Revealing a way of life along the Fraser River

The Surrey Museum explores the enduring tradition of basket weaving and exchange on the lower Fraser River.

Cedar baskets from the Surrey Museum's collection are on display along with baskets from many other sources

The enduring tradition of basket weaving and exchange on the lower Fraser River is the focus of a revealing new exhibit at the Surrey Museum this fall.

Baskets for Barter features woven cedar baskets from the Surrey Museum’s own collection, along with historic and contemporary Coast Salish baskets from the Musqueam Indian Band, the Museum of Anthropology, the Royal B.C. Museum, New Westminster Museum and Archives and from private collections across the Lower Mainland, making it one of the most diverse exhibits of its type assembled.

The exhibit spans the centuries. There’s a 3,500-year-old basket fragment from on display (on loan from UBC’s department of archeology)  – a marvel, considering how long these organic weaving remains have survived.

There are modern wonders, too, such as a colourful cellphone case made from woven cedar (pictured at left) adorning a figure draped in a dress and hat made from cedar, testament to the material’s versatility.

“The tradition is still alive and well within the community,” says Surrey Museum manager Rob McCullough, who points out that 10,000 years of knowledge, skill, tradition and culture has been passed down to the present.

The exhibit started out as an attempt to showcase the museum’s own collection of First Nations basketry, focusing on barter and trade. But those plans soon blossomed into a collaborative exhibit that’s the first of its kind for the museum, McCullough said.

McCullough said museum was the catalyst for the project, but the exhibit wouldn’t have been possible without the cooperation and collaboration of the Musqueam and Sto:lo communities. museum’s basketry, he said, was acquired in an era they were classified simply as “Northwest Coast” rather than by their nations of origin – ignoring millennia of history and geographic reality.
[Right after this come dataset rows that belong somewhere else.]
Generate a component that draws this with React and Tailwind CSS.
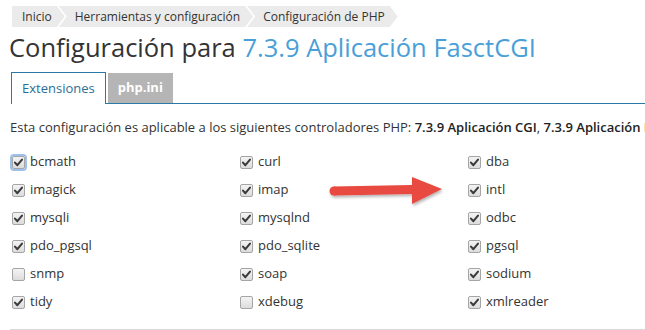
import React from 'react';

const font = { fontFamily: '"Open Sans", "Liberation Sans", sans-serif' };

const crumbs = ['Inicio', 'Herramientas y configuración', 'Configuración de PHP'];

const extensions = [
  ['bcmath', true], ['curl', true], ['dba', true],
  ['imagick', true], ['imap', true], ['intl', true],
  ['mysqli', true], ['mysqlnd', true], ['odbc', true],
  ['pdo_pgsql', true], ['pdo_sqlite', true], ['pgsql', true],
  ['snmp', false], ['soap', true], ['sodium', true],
  ['tidy', true], ['xdebug', false], ['xmlreader', true],
];

const Check = ({ checked, focus }) => (
  <span
    className={
      'flex items-center justify-center w-[13px] h-[13px] rounded-[2px] border border-[#a5a5a5] bg-gradient-to-b from-[#f4f4f4] to-[#dcdcdc] ' +
      (focus ? 'ring-2 ring-[#9fc0ea]' : '')
    }
  >
    {checked && (
      <svg width="9" height="9" viewBox="0 0 9 9">
        <path d="M1 4.6 L3.4 7.2 L8 1.6" fill="none" stroke="#3a3a3a" strokeWidth="2" strokeLinecap="round" strokeLinejoin="round" />
      </svg>
    )}
  </span>
);

export default function App() {
  return (
    <div className="relative w-[645px] h-[330px] overflow-hidden bg-white text-[#333]" style={font}>
      <div className="pl-[12px] pt-[6px] flex">
        {crumbs.map((c, i) => (
          <div
            key={c}
            className={
              'h-[21px] flex items-center bg-[#ebebeb] text-[12px] text-[#333] ' +
              (i === 0
                ? 'pl-[10px] pr-[13px] [clip-path:polygon(0_0,calc(100%-8px)_0,100%_50%,calc(100%-8px)_100%,0_100%)]'
                : 'pl-[16px] pr-[13px] -ml-[6px] [clip-path:polygon(0_0,calc(100%-8px)_0,100%_50%,calc(100%-8px)_100%,0_100%,8px_50%)]')
            }
          >
            {c}
          </div>
        ))}
      </div>

      <h1 className="pl-[9px] mt-[4px] text-[25.5px] leading-[32px] text-[#333]">
        Configuración para <span className="text-[#4a9fd8]">7.3.9 Aplicación FasctCGI</span>
      </h1>

      <div className="ml-[11px] mt-[9px] flex items-end gap-[2px] border-b border-[#2a7aa5] h-[32px]">
        <div className="h-[32px] -mb-px px-[10px] flex items-center border border-b-0 border-[#2a7aa5] bg-white text-[13px] text-[#2a6f96]">
          Extensiones
        </div>
        <div className="h-[30px] px-[10px] flex items-center bg-[#b5b5b5] text-[13px] font-bold text-white">
          php.ini
        </div>
      </div>

      <p className="pl-[10px] mt-[14px] text-[13px] leading-[18px] whitespace-nowrap text-[#333]">
        Esta configuración es aplicable a los siguientes controladores PHP:{' '}
        <span className="font-semibold text-[#222]">7.3.9 Aplicación CGI</span>,{' '}
        <span className="font-semibold text-[#222]">7.3.9 Aplicación FastCGI</span>
      </p>

      <div className="ml-[12px] mt-[16px] grid grid-cols-[228px_228px_228px] gap-y-[8px] w-[684px]">
        {extensions.map(([name, on], i) => (
          <label key={name} className="flex items-center gap-[5px] h-[20px] text-[13px] text-[#333]">
            <Check checked={on} focus={i === 0} />
            {name}
          </label>
        ))}
      </div>

      <div className="ml-[10px] mt-[17px] h-px bg-[#d9d9d9]" />

      {/* red arrow annotation */}
      <svg className="absolute left-[326px] top-[174px]" width="120" height="36" viewBox="0 0 120 36">
        <defs>
          <filter id="sh" x="-10%" y="-20%" width="120%" height="160%">
            <feDropShadow dx="1" dy="2" stdDeviation="1.5" floodColor="#000" floodOpacity="0.3" />
          </filter>
        </defs>
        <g filter="url(#sh)">
          <path d="M8 12.5 L86 11 L86 3 L116 15 L86 30 L86 20 L8 21.5 Z" fill="#e8483f" strokeLinejoin="round" />
          <circle cx="8" cy="17" r="4.5" fill="#e8483f" />
        </g>
      </svg>
    </div>
  );
}
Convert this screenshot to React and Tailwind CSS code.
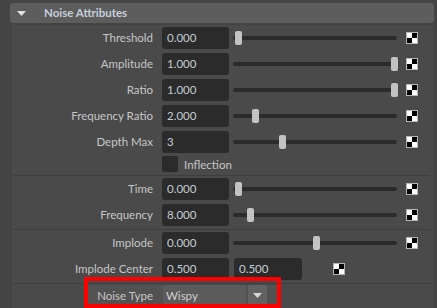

[Modern wonders like a cellphone case, left]

Setting the record straight meant reaching out to those who could help provide the answers.

Over the span of about two years, Coast Salish expert Dr. Sharon Fortney assessed 109 baskets, discovering that while many were Coast Salish in origin, others were created by Haida, Tsimshian and even Nuu-chah-nulth.

While it’s not possible to definitively identify each of the works, knowledgeable community members and experts can make strong assumptions about an object’s origins, based on design, materials and construction technique.

Living memories were accessed as well. McCullough tells the story of Howard Grant, who remembers crossing the Patullo bridge to take baskets onto a reserve in Surrey that’s no longer in use.

Another key expert was Jordan Wilson from the Musqueam Indian Band, who interviewed elders and craftspeople who are continuing the tradition of cedar weaving today.

Thanks to his work, elders and contemporary artisans are given a voice, through videos, photographs, display boards and the works themselves.

“If one was giving someone berries, it would have been in a basket – and that basket would have been kept and used by the recipient,” according  to Musqueam community member Leona Sparrow, quoted in one exhibit panel.

The exhibit highlights three different spots along the river: Musqueam, located at the mouth of the Fraser, New Westminster, and the traditional territory of the Sto:lo, located upriver from Chilliwack. What’s now modern day Surrey was in the middle.

Maps are crammed with details visitors won’t easily locate elsewhere, such as names for places that have been in use for thousands of years, to places that have already vanished from contemporary parlance.

For instance, the Musqueam had several settlements in the New Westminster area, including one reserve sold in 1959.

McCollough said from 1879 to 1916, a general reserve was created in New West for the many First Nations who seasonally visited the town to work and trade.

A small reserve for Langley first nations was also located in the area, but was sold. Today, a small group of people are self-identified as the New Westminster Band.

In daily life throughout the centuries, baskets were used as containers for food and water, and were an important aspect of gift-giving at feasts, outlawed along with other traditional practices until more enlightened laws prevailed in the late 20th century.

The great skill involved in making them has been passed down through the millennia, preserving cultural traditions and knowledge that endure to this day.

Cedar bark – harvested from living western red cedar trees – makes for a versatile material.

Bark and roots can be woven into many forms, from the practical to the profound: the exhibit includes examples baby carriers, baskets used for berry collecting and storage to chairs, bottles and even tables – examples of these are also on display.

Taking such a collaborative approach is something new for the Surrey Museum, but the result was worth it.

“We’re happy they wanted to work with us,” McCullough said. “It’s starts to build bridges and create relationships.”

Without the Musqueam, he said, the exhibit’s “soul would have been missing.

–Baskets for Barter is on display to Dec. 22 at the Surrey Museum.